Religioni, otto intese al paloIl governo Berlusconi nega l’ok

19 Mar 2009

Sono otto le intese tra Stato italiano e confessioni religiose diverse dalla cattolica che ancora e da tempo (persino da quattordici anni, come nel caso dell’intesa con l’Unione buddista italiana) sono letteralmente bloccate dal governo Berlusconi anche dopo la firma preventiva tra governo e singole rappresentanze. Firma che non basta. Dalla firma bisogna passare alle proposte di legge, che vanno esaminate dalle commissioni e poi tradotte in leggi dal Parlamento. Certo, assicura il ministro per i rapporti con il Parlamento Elio Vito, “il governo mantiene alta l’attenzione nei confronti delle esigenze delle diverse confessioni, nonché l’intenzione di sottoporre all’esame del Consiglio dei ministri i testi dei disegni di legge di approvazione”. Ma il governo non va oltre questa assicurazione inutile come un raffreddore perché assolutamente generica: nessun concreto impegno, nessuna precisa scadenza, nulla di nulla. Ma, almeno, l’iniziativa di quattro senatori del Pd (Ceccanti, Bianco, Incostante e Negri) è riuscita a stanare il governo, a costringerlo ad ammettere di non aver fatto nulla e che sta ancora oggi guadagnando tempo. (Teniamo presente che ogni intesa significa anche – solo anche – una riduzione, pur minima, dell’8 per mille alla Chiesa cattolica in favore delle altre confessioni. E’ noto peraltro che quella quota parte dell’8 per mille che non è assegnata dal contribuente viene comunque destinata al Vaticano in base ad un meccanismo perverso della legge.)Allora ricapitoliamo intanto la situazione, ricordando anzitutto come, al fine di garantire la più ampia libertà religiosa, l’art.

8 della Costituzione stabilisce che “tutte le confessioni religiose sono, ciascuna nel proprio ordine, libere davanti alla legge” e che “i loro rapporti con lo Stato sono regolati per legge sulla base di intese con le relative rappresentanze” stipulate dal governo e successivamente ratificate dal Parlamento.
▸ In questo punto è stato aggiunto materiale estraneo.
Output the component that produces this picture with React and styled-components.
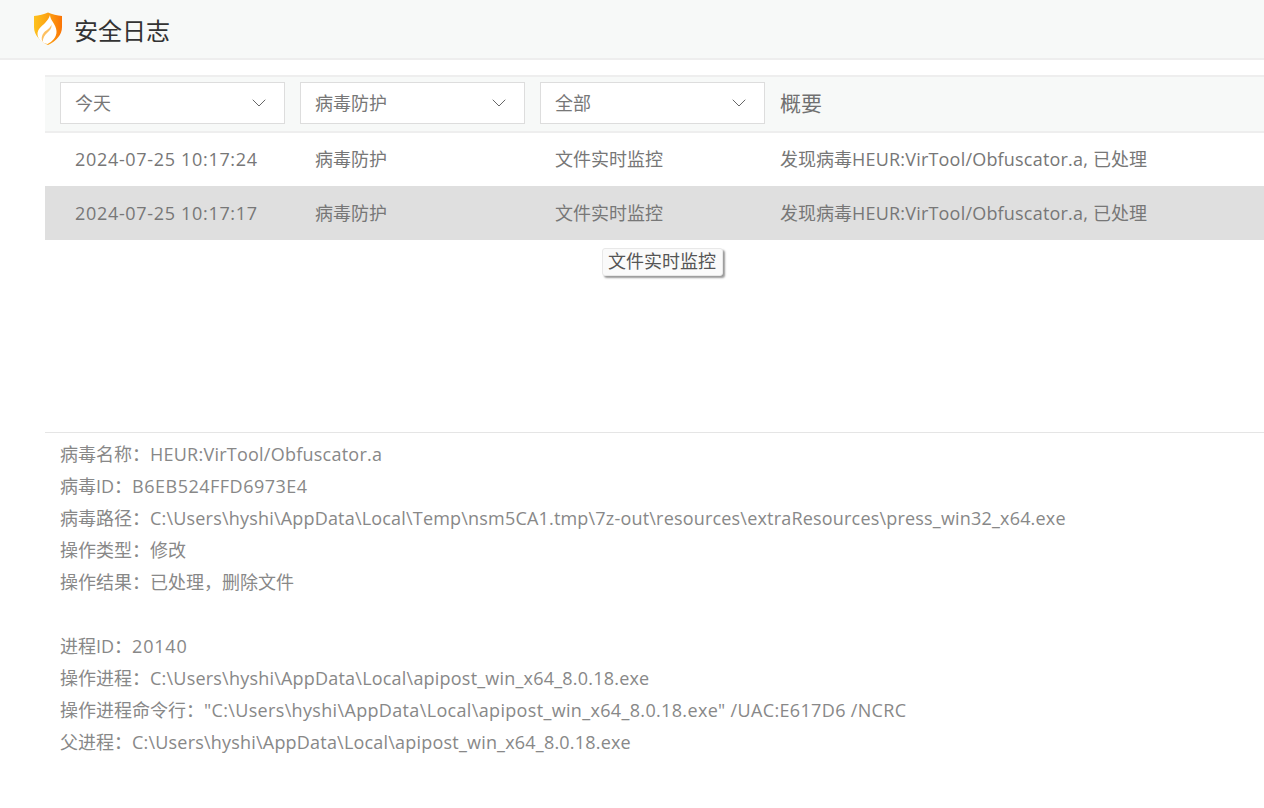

Da queste norme è naturalmente esclusa la Chiesa cattolica a cui si applica il particolare regime di cui all’art. 7 della Costituzione con il rinvio ai Patti Lateranensi e alle successive modifiche (il cosiddetto nuovo concordato). La prima intesa si stipulò nel 1984 con la Chiesa Valdese, seguita da quelle con la Chiesa Avventista e le Assemblee di Dio (1988), con l’Unione delle Comunità ebraiche (1989), con la Chiesa Evangelica luterana e con quella Battista (1995).Da allora, dal 1995, non è stato fatto alcun ulteriore passo avanti, nonostante le due intese firmate dal governo D’Alema (Unione buddista italiana e Testimoni di Geova), le due modifiche del secondo governo Berlusconi (sulle intese Avventisti e Valdesi), e quelle stipulate dal governo Prodi nella XV legislatura. Il ministro Vito dà prima una singolare giustificazione dei biblici (mai aggettivo fu più appropriato) ritardi nell’approvazione dei disegni di legge relativi alle modifiche delle intese con Avventisti e Tavola valdese: si sono arenati nelle commissioni di Camera e Senato. Strano, stranissimo: quando una norma si prende cura degli interessi personali di Berlusconi o del suo partito non c’è sabbia che regga: le leggi non si arenano in un alcun angolo di commissione o d’aula e vengono approvate sul tamburo, in men che non si dica.

Quando invece c’è da sbrigare le altre sei intese con altrettante confessioni religiose, allora dal governo viene semplicemente “alta attenzione” per le loro esigenze “nonché l’intenzione” di portare le relative intese in Consiglio dei ministri. Che vuol dire che l’attenzione è “alta”, e che cosa produrrà “l’attenzione”? Il ministro Vito ha presente che, dopo un atto cogente di Palazzo Chigi (atto di cui lo stesso Vito non conosce o non intende comunicare i termini temporali), le intese vanno trasmesse prima alle commissioni e poi alle aule parlamentari? Ha presente che passeranno altri anni, forse tanti anni? Ma almeno oggi, con la risposta del ministro Vito, le cose sono più chiare. E più nette le scandalose responsabilità.